Rajasthan Chief Minister Vasundhara Raje has inaugurated Jaipur city’s visionary Dravyavati River Rejuvenation Project executed by Tata Projects Limited. The hope is, the river would be in the flow before the model code of conduct comes into effect for the state assembly elections slated for December, and provide the Vasundhara Raje-led BJP government a timely raft to win the race.

Jaipur Development Authority gave a contract to a consortium of Tata Projects and Shanghai Urban Construction Group at a project cost of Rs. 1,676 crore to complete the Dravyavati River Project by October 2018.

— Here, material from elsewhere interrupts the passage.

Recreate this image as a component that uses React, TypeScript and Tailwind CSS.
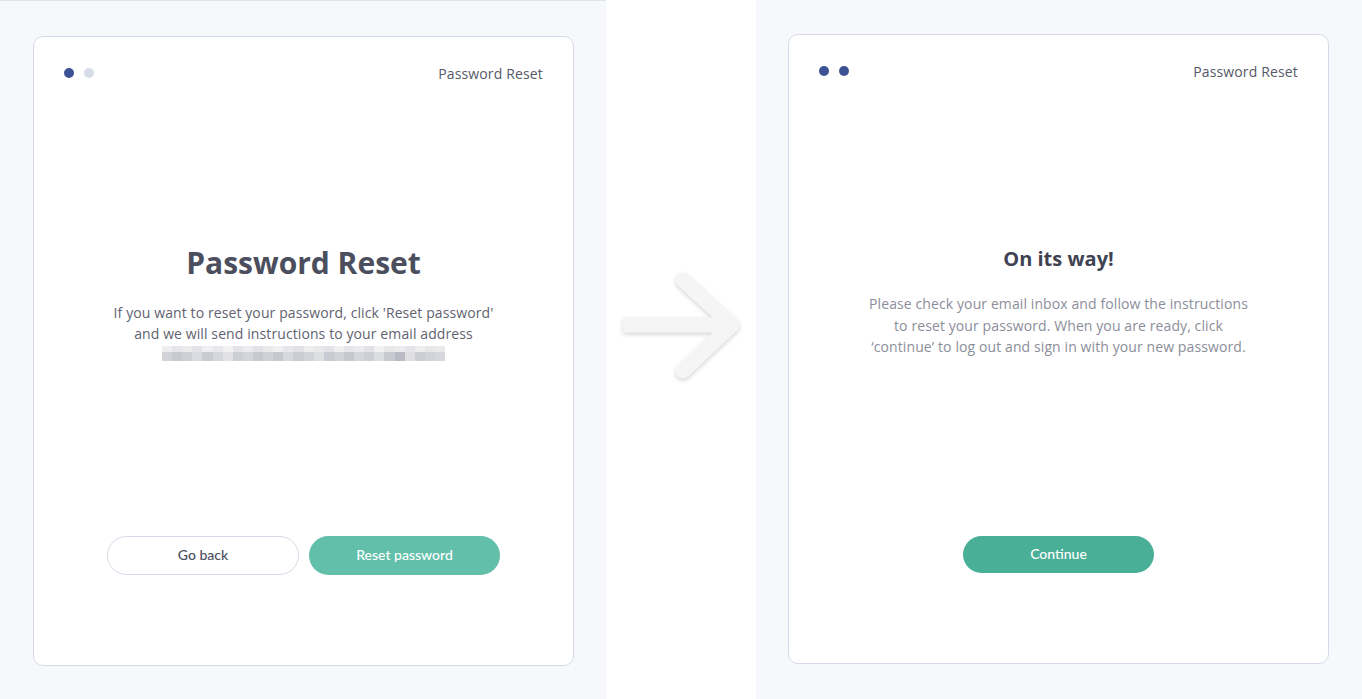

The Rs 1676-crore project includes construction cost of Rs 1470 crore and 10 years maintenance of Rs. 206 crore.

It is a 47.5 km, (rainfed) riverfront, that had degenerated into an untreated sewage nallah, which was restored as a perennial river–fed by treated clean water.

This project aims to reduce pollution, treat 170 million litres of sewerage a day, create green spaces, social spaces, cycle and jogging tracks along its banks, and transform Jaipur into a clean Smart City.

Vinayak Deshpande, Managing Director, Tata Projects Limited said, “This project will become an example for river rejuvenation in India. It was executed in a short span, had many challenges and learnings for us.”

The 47-km-long Dravyavati River had been reduced into a drain during monsoon, thanks to years of negligence, haphazard urbanisation and unchecked encroachment. Under the roughly Rs 1,600-crore revival project, 170 million litres of clean water would be pumped into the river every day through five sewerage plants that have been set up along the riverbank.

Two years back, when the Chief Minister took up the flagship project that entails a world-class riverfront — to parallel the Sabarmati riverfront in Gujarat’s Ahmedabad — she expected to dedicate it to the people before the code of conduct kicked in. The end of this month will tell if the government can inaugurate the project before the election code, as planned.

Many areas of the river, starting from Jaislya village and ending at Dhund River, are expected to remain dry after the completion of the project as bringing water poses a serious a challenge.